■ **REQUIRED TASK**
Leave the pictures out and retype the lines from the beginning through the line with "const [url, setUrl]", both ends included.

■ **DATASET EXCERPT**
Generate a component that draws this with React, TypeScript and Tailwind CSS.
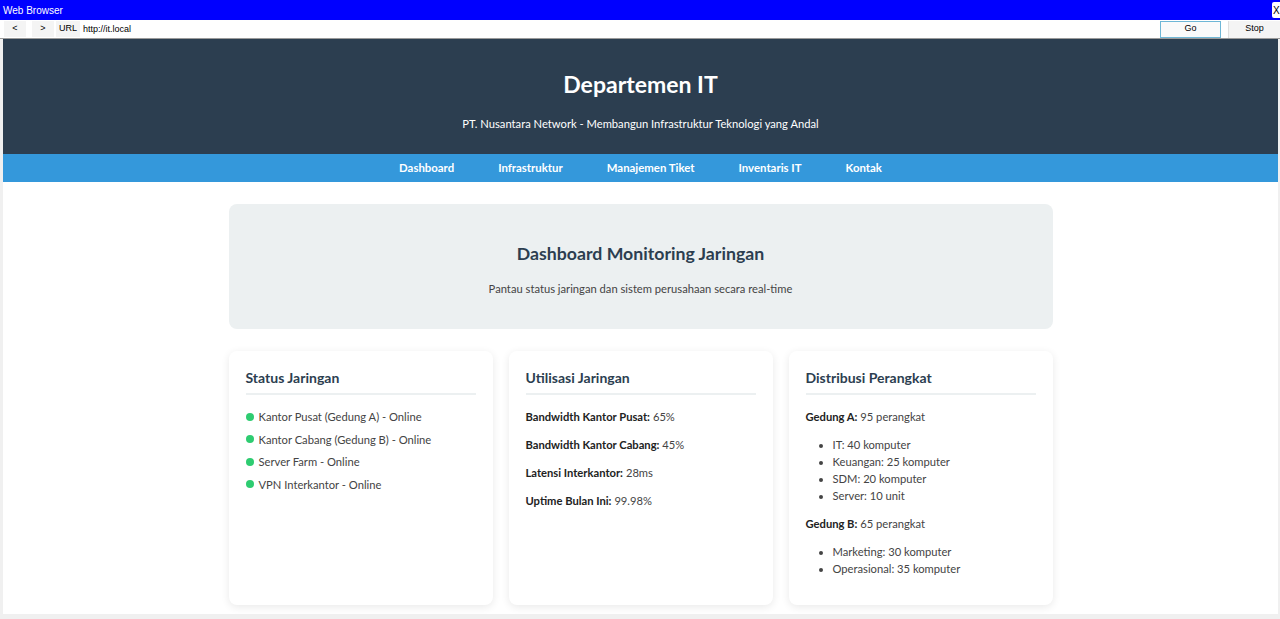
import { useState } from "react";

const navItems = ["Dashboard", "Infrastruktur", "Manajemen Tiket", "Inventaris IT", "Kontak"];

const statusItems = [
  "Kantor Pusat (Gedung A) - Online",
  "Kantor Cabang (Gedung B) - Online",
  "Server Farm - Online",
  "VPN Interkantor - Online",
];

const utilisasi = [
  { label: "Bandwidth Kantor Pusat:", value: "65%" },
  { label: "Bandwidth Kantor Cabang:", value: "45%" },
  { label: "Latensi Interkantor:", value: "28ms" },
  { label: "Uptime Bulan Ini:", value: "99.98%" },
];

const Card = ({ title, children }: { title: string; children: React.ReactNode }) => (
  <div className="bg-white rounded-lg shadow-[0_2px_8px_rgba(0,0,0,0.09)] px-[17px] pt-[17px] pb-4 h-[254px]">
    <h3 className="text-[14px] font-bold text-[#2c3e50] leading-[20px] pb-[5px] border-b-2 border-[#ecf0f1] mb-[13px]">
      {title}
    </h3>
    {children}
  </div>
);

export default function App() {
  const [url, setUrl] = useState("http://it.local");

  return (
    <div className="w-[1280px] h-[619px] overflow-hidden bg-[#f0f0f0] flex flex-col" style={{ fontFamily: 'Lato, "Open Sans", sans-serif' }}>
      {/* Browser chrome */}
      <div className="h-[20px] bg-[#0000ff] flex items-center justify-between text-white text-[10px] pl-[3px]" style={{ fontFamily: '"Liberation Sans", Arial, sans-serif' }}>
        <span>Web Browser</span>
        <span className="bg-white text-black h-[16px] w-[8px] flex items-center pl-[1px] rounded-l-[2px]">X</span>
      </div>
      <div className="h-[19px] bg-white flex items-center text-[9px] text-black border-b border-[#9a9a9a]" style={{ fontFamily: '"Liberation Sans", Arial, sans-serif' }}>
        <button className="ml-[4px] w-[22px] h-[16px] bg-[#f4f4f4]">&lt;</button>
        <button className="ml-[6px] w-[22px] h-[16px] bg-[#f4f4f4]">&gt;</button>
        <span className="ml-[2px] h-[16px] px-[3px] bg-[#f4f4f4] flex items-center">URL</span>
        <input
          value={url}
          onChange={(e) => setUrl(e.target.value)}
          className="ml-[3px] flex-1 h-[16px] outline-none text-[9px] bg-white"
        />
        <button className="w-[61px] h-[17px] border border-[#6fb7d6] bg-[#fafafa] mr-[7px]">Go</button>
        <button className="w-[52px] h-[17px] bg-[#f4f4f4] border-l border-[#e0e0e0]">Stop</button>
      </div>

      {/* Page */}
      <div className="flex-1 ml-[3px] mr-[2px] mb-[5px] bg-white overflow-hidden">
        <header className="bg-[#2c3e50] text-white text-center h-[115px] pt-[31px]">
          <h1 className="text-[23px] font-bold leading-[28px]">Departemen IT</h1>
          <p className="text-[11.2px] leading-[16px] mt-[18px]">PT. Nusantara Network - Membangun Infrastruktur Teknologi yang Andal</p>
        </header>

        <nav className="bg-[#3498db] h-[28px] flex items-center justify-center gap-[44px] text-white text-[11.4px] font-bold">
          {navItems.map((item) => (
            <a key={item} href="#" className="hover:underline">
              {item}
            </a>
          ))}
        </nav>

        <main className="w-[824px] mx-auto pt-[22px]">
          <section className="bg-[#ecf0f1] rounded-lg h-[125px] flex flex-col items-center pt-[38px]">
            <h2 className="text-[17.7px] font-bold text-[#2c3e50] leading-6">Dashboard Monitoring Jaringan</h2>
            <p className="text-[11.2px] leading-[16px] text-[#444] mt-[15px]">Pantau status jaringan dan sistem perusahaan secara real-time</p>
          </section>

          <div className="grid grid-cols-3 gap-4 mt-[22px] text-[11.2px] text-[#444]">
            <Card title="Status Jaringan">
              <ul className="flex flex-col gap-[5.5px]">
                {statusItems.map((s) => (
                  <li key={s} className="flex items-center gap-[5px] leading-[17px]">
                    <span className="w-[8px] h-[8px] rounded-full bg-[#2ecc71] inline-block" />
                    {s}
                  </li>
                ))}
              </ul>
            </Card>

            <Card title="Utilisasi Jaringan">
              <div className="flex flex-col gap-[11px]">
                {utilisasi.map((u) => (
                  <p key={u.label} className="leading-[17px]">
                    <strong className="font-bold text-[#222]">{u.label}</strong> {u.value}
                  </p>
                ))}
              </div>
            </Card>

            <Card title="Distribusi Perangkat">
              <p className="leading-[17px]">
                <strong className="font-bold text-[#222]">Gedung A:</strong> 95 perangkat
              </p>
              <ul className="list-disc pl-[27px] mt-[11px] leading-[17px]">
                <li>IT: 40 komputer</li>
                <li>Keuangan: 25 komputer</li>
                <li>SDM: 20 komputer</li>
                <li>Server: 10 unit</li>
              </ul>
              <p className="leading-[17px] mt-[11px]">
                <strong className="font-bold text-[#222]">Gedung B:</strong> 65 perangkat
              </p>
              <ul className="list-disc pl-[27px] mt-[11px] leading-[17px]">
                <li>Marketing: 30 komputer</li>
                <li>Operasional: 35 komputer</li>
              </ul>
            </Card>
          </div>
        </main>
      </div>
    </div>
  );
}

■ **TASK OUTPUT**
Generate a component that draws this with React, TypeScript and Tailwind CSS.
import { useState } from "react";

const navItems = ["Dashboard", "Infrastruktur", "Manajemen Tiket", "Inventaris IT", "Kontak"];

const statusItems = [
  "Kantor Pusat (Gedung A) - Online",
  "Kantor Cabang (Gedung B) - Online",
  "Server Farm - Online",
  "VPN Interkantor - Online",
];

const utilisasi = [
  { label: "Bandwidth Kantor Pusat:", value: "65%" },
  { label: "Bandwidth Kantor Cabang:", value: "45%" },
  { label: "Latensi Interkantor:", value: "28ms" },
  { label: "Uptime Bulan Ini:", value: "99.98%" },
];

const Card = ({ title, children }: { title: string; children: React.ReactNode }) => (
  <div className="bg-white rounded-lg shadow-[0_2px_8px_rgba(0,0,0,0.09)] px-[17px] pt-[17px] pb-4 h-[254px]">
    <h3 className="text-[14px] font-bold text-[#2c3e50] leading-[20px] pb-[5px] border-b-2 border-[#ecf0f1] mb-[13px]">
      {title}
    </h3>
    {children}
  </div>
);

export default function App() {
  const [url, setUrl] = useState("http://it.local");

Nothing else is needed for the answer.